* **PROVIDED DATA**:
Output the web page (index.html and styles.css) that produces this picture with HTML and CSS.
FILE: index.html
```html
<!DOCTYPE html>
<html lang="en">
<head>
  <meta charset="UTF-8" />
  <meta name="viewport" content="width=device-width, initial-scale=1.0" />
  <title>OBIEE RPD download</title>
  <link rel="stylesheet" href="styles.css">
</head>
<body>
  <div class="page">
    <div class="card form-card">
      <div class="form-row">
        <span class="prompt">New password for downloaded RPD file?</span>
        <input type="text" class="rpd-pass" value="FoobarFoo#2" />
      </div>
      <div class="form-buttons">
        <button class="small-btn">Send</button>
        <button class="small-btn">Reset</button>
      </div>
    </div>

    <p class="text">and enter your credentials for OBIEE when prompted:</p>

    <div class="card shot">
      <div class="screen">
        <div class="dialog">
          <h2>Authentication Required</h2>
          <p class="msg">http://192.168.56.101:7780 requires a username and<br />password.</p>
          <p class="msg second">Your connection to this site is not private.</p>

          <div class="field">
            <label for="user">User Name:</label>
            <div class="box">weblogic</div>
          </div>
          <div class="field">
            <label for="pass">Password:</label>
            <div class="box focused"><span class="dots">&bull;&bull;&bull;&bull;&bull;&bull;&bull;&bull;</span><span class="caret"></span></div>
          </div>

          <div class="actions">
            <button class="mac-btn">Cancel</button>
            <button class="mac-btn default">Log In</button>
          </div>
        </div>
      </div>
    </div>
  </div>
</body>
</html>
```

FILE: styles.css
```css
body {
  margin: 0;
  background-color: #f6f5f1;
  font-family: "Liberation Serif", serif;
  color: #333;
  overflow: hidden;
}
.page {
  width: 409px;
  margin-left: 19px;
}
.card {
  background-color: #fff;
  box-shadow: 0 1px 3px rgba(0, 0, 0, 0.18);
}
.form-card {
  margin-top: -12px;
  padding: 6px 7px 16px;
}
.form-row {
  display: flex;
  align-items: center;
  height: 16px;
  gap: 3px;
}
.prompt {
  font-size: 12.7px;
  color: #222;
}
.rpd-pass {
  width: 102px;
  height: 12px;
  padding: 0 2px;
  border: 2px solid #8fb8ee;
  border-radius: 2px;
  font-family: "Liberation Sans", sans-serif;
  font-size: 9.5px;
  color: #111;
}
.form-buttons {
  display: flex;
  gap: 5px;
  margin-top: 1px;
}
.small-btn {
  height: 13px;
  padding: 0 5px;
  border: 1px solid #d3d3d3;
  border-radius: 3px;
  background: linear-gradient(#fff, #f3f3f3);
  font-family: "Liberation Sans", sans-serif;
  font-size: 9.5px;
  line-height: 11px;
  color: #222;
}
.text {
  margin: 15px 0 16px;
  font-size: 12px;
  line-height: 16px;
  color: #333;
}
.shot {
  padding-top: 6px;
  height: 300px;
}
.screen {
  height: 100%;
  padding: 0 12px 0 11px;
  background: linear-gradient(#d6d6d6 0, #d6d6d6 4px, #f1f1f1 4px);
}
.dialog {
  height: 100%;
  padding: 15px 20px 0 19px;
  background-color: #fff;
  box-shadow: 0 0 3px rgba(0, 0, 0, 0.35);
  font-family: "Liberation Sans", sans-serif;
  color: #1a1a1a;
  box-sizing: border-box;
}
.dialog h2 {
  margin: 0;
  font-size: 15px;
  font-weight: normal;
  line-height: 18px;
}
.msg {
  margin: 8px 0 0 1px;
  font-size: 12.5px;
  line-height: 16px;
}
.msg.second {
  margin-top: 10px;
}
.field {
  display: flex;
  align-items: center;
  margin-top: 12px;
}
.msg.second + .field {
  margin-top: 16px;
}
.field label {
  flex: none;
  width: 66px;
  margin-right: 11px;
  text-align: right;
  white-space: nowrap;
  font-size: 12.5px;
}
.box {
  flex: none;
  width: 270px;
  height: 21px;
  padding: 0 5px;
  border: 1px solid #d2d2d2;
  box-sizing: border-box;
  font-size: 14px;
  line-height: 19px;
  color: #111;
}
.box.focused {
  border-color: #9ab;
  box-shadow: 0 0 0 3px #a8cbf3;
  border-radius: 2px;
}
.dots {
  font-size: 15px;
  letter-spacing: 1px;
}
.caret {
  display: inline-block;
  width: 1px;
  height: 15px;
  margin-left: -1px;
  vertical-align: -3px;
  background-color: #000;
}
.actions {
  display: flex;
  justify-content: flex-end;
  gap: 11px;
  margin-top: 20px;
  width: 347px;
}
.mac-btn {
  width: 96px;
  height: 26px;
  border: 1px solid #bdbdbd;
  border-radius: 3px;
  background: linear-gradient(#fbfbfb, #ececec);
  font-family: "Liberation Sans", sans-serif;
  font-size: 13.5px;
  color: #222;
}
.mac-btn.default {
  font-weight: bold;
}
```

* **TASK OBJECTIVE**: Each line of the material above must be retyped precisely.

* **ANSWER FOR THIS EXERCISE**:
Output the web page (index.html and styles.css) that produces this picture with HTML and CSS.
FILE: index.html
```html
<!DOCTYPE html>
<html lang="en">
<head>
  <meta charset="UTF-8" />
  <meta name="viewport" content="width=device-width, initial-scale=1.0" />
  <title>OBIEE RPD download</title>
  <link rel="stylesheet" href="styles.css">
</head>
<body>
  <div class="page">
    <div class="card form-card">
      <div class="form-row">
        <span class="prompt">New password for downloaded RPD file?</span>
        <input type="text" class="rpd-pass" value="FoobarFoo#2" />
      </div>
      <div class="form-buttons">
        <button class="small-btn">Send</button>
        <button class="small-btn">Reset</button>
      </div>
    </div>

    <p class="text">and enter your credentials for OBIEE when prompted:</p>

    <div class="card shot">
      <div class="screen">
        <div class="dialog">
          <h2>Authentication Required</h2>
          <p class="msg">http://192.168.56.101:7780 requires a username and<br />password.</p>
          <p class="msg second">Your connection to this site is not private.</p>

          <div class="field">
            <label for="user">User Name:</label>
            <div class="box">weblogic</div>
          </div>
          <div class="field">
            <label for="pass">Password:</label>
            <div class="box focused"><span class="dots">&bull;&bull;&bull;&bull;&bull;&bull;&bull;&bull;</span><span class="caret"></span></div>
          </div>

          <div class="actions">
            <button class="mac-btn">Cancel</button>
            <button class="mac-btn default">Log In</button>
          </div>
        </div>
      </div>
    </div>
  </div>
</body>
</html>
```

FILE: styles.css
```css
body {
  margin: 0;
  background-color: #f6f5f1;
  font-family: "Liberation Serif", serif;
  color: #333;
  overflow: hidden;
}
.page {
  width: 409px;
  margin-left: 19px;
}
.card {
  background-color: #fff;
  box-shadow: 0 1px 3px rgba(0, 0, 0, 0.18);
}
.form-card {
  margin-top: -12px;
  padding: 6px 7px 16px;
}
.form-row {
  display: flex;
  align-items: center;
  height: 16px;
  gap: 3px;
}
.prompt {
  font-size: 12.7px;
  color: #222;
}
.rpd-pass {
  width: 102px;
  height: 12px;
  padding: 0 2px;
  border: 2px solid #8fb8ee;
  border-radius: 2px;
  font-family: "Liberation Sans", sans-serif;
  font-size: 9.5px;
  color: #111;
}
.form-buttons {
  display: flex;
  gap: 5px;
  margin-top: 1px;
}
.small-btn {
  height: 13px;
  padding: 0 5px;
  border: 1px solid #d3d3d3;
  border-radius: 3px;
  background: linear-gradient(#fff, #f3f3f3);
  font-family: "Liberation Sans", sans-serif;
  font-size: 9.5px;
  line-height: 11px;
  color: #222;
}
.text {
  margin: 15px 0 16px;
  font-size: 12px;
  line-height: 16px;
  color: #333;
}
.shot {
  padding-top: 6px;
  height: 300px;
}
.screen {
  height: 100%;
  padding: 0 12px 0 11px;
  background: linear-gradient(#d6d6d6 0, #d6d6d6 4px, #f1f1f1 4px);
}
.dialog {
  height: 100%;
  padding: 15px 20px 0 19px;
  background-color: #fff;
  box-shadow: 0 0 3px rgba(0, 0, 0, 0.35);
  font-family: "Liberation Sans", sans-serif;
  color: #1a1a1a;
  box-sizing: border-box;
}
.dialog h2 {
  margin: 0;
  font-size: 15px;
  font-weight: normal;
  line-height: 18px;
}
.msg {
  margin: 8px 0 0 1px;
  font-size: 12.5px;
  line-height: 16px;
}
.msg.second {
  margin-top: 10px;
}
.field {
  display: flex;
  align-items: center;
  margin-top: 12px;
}
.msg.second + .field {
  margin-top: 16px;
}
.field label {
  flex: none;
  width: 66px;
  margin-right: 11px;
  text-align: right;
  white-space: nowrap;
  font-size: 12.5px;
}
.box {
  flex: none;
  width: 270px;
  height: 21px;
  padding: 0 5px;
  border: 1px solid #d2d2d2;
  box-sizing: border-box;
  font-size: 14px;
  line-height: 19px;
  color: #111;
}
.box.focused {
  border-color: #9ab;
  box-shadow: 0 0 0 3px #a8cbf3;
  border-radius: 2px;
}
.dots {
  font-size: 15px;
  letter-spacing: 1px;
}
.caret {
  display: inline-block;
  width: 1px;
  height: 15px;
  margin-left: -1px;
  vertical-align: -3px;
  background-color: #000;
}
.actions {
  display: flex;
  justify-content: flex-end;
  gap: 11px;
  margin-top: 20px;
  width: 347px;
}
.mac-btn {
  width: 96px;
  height: 26px;
  border: 1px solid #bdbdbd;
  border-radius: 3px;
  background: linear-gradient(#fbfbfb, #ececec);
  font-family: "Liberation Sans", sans-serif;
  font-size: 13.5px;
  color: #222;
}
.mac-btn.default {
  font-weight: bold;
}
```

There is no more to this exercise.